Materials, Methods & Results: Sixteen samples were collected from these different areas, and microbiological analyses were performed. Standard counts of viable and strictly aerobic mesophilic microorganisms were realized. Collections were made to assess ambient air quality. With the microbiological analysis performed, bacteria of clinical importance were identified. To assess the resistance profile of the bacteria, the susceptibility test to antimicrobials was performed. MALDI-TOF/MS measurement identified 29 bacteria at the genus level and 10 bacteria at the species level and the antimicrobial susceptibility test was realized. Most of the isolates identified (60%) were bacteria of the genus Staphylococcus spp. Regarding antimicrobial susceptibility analysis the 10 bacteria identified at the species level were assessed. Test results showed that the isolates S. aureus, S. epidermidis and S. haemolyticus - collected from treatment room 2 - and S. haemolyticus, which had been isolated from samples from treatment room 2 of the cattery, presented multiresistance.
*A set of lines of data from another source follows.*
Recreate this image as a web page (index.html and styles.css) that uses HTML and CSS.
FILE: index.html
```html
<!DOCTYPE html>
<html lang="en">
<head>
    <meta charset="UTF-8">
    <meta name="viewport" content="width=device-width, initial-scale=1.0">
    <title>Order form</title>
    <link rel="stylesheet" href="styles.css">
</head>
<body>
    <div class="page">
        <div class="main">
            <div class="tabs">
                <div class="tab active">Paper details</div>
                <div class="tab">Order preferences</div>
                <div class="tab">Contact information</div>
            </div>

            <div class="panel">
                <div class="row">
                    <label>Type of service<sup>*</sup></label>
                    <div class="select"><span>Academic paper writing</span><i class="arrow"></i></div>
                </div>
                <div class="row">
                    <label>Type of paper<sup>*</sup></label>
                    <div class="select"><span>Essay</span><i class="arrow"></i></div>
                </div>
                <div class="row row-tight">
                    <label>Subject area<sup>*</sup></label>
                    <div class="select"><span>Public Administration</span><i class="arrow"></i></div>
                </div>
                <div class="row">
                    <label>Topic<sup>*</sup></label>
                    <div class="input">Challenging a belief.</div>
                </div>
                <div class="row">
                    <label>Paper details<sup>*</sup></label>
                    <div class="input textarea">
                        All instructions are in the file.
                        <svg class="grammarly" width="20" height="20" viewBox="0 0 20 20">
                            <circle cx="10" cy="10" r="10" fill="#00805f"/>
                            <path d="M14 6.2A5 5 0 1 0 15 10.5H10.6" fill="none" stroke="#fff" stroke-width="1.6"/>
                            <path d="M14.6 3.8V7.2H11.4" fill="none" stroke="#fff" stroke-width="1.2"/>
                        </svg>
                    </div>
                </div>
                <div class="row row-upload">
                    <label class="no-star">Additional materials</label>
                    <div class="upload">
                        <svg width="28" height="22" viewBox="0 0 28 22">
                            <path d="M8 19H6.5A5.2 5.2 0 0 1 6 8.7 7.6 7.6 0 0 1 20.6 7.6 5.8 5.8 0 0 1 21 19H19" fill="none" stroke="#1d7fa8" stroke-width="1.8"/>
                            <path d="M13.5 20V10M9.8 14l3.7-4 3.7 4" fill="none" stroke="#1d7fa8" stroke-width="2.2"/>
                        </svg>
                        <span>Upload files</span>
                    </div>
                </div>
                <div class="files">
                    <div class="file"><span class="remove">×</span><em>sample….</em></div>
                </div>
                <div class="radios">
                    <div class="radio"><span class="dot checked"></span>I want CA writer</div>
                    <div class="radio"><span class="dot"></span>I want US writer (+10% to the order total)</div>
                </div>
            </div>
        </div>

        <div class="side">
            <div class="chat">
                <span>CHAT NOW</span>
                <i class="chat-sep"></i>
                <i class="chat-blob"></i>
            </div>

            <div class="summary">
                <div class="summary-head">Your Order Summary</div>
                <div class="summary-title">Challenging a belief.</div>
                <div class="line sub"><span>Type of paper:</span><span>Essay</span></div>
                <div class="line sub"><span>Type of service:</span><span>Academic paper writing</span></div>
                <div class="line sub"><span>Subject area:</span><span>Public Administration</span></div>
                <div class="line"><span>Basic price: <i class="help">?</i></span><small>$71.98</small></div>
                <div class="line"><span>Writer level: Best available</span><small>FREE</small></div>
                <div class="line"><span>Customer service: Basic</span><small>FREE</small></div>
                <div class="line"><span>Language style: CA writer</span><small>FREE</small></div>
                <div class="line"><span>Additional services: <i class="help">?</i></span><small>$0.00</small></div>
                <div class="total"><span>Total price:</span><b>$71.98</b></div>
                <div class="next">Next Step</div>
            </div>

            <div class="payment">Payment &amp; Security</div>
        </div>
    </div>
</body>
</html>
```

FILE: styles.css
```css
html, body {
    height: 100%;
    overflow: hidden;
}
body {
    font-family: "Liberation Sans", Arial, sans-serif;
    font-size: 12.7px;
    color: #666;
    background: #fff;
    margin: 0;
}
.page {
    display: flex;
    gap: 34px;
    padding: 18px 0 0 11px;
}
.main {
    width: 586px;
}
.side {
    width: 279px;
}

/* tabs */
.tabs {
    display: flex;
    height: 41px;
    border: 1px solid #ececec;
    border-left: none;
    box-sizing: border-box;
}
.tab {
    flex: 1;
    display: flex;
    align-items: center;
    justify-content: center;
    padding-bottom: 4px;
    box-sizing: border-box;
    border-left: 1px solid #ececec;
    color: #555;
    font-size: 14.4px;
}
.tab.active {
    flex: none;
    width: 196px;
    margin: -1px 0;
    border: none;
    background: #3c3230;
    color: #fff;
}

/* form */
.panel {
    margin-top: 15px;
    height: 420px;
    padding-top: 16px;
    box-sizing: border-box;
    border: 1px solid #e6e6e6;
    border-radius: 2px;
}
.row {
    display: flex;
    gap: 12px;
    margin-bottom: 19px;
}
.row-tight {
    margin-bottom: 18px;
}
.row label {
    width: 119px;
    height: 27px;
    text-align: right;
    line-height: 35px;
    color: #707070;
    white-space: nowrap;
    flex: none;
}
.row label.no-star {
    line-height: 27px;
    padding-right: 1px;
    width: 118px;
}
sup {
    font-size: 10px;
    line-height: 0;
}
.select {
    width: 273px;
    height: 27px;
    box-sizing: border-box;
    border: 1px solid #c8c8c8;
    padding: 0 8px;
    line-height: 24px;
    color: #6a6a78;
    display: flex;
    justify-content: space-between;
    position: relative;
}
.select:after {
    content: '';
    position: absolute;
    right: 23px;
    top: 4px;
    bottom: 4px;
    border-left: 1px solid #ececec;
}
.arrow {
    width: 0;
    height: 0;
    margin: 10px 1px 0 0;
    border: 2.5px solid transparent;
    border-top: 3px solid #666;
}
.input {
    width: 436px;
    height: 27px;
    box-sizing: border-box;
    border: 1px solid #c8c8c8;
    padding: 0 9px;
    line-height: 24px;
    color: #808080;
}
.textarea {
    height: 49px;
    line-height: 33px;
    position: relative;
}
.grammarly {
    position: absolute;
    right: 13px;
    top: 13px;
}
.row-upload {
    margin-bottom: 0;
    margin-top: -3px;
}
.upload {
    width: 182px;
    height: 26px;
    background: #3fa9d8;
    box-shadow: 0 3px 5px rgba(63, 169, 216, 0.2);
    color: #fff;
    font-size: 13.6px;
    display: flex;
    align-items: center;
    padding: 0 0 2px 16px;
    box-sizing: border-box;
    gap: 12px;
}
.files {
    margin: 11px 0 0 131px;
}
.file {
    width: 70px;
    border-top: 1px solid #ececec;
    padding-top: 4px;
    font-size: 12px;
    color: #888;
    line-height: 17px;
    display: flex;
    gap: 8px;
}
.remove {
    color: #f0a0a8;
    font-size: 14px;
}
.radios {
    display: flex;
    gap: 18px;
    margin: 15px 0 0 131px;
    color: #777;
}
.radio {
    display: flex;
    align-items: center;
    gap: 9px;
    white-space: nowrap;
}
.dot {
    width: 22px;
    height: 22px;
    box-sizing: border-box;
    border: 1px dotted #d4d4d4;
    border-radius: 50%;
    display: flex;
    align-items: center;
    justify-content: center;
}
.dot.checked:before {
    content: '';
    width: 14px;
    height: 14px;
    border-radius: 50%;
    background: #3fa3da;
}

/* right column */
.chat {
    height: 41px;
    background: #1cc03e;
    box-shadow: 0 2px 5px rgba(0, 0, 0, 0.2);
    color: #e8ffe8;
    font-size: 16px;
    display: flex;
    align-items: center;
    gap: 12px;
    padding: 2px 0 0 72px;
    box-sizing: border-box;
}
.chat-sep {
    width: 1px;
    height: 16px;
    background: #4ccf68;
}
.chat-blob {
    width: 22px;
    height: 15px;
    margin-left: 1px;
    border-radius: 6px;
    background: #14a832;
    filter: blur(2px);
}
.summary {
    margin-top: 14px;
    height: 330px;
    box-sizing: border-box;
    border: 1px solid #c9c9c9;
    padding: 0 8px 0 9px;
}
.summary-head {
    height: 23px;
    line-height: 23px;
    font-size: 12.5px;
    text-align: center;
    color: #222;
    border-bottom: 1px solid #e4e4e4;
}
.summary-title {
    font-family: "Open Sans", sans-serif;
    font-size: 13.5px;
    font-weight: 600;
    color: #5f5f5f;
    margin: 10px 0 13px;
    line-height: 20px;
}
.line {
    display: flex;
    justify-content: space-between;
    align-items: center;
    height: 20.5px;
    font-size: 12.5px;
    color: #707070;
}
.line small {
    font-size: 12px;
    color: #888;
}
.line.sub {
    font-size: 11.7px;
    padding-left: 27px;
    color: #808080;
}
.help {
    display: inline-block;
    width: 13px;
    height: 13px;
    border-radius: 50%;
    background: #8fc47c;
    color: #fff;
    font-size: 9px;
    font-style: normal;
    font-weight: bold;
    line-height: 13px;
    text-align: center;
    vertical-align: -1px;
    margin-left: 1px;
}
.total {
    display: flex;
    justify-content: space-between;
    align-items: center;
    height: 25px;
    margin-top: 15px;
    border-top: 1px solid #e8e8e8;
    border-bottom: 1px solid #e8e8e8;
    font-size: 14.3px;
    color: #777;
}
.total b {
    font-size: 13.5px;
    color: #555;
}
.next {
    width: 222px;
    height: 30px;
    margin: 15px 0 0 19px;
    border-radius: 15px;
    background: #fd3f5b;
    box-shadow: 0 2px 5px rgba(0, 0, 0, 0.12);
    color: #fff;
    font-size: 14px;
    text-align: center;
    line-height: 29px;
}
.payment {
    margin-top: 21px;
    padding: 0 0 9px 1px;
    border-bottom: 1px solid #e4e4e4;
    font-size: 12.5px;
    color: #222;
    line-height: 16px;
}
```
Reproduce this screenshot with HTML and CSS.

Pantoea ananatis isolates from room 5 also showed a multiresistant profile for erythromycin, cephalothin, vancomycin and ampicillin. Micrococcus luteus isolates from the x-ray room and the kennel showed resistance to ceftazidime. Staphylococcus equorum isolates from room 4 were sensitive to all tested antimicrobials.

Discussion: In Brazilian legislation there are no official microbiological parameters for surfaces in a veterinary hospital environment. The microorganisms present in the air are transient and variable, and the number and types of airborne agents is determined by the various sources of contamination in the environment. These microorganisms can be found in suspension, particulate matter and water droplets. Veterinary medical care tables are potentially contaminated by the animals handling, including those that sometimes defecate or urinate during their medical visit. Frequent handwashing is also known to be an important means of personal protection and disease prevention, although it is estimated that only 40% of practitioners do so routinely. Based on these results, we recommend a plan of bacterial control and disinfection that should be implemented to ensure more effective sanitary conditions. Microorganism counts were high in some of the veterinary hospital environments tested, indicating that current disinfection and hygiene practices are not sufficient to control the establishment of these microorganisms at the study sites. In view of this, it is reasonable to conclude that permanent monitoring and assessment of the effectiveness of hygiene protocols is needed in different sectors of the hospital. This may be an essential tool in a preventive approach to stop the spread of selectively resistant microorganisms, as well as cases of hospital infections. In addition, continuous staff training and awareness of the importance of personal and environmental hygiene is vital for minimizing the presence of these microorganisms in hospitals and avoid their transmission to patients. Finally, a more systematic hygiene guideline should be implemented in areas that showed higher counts.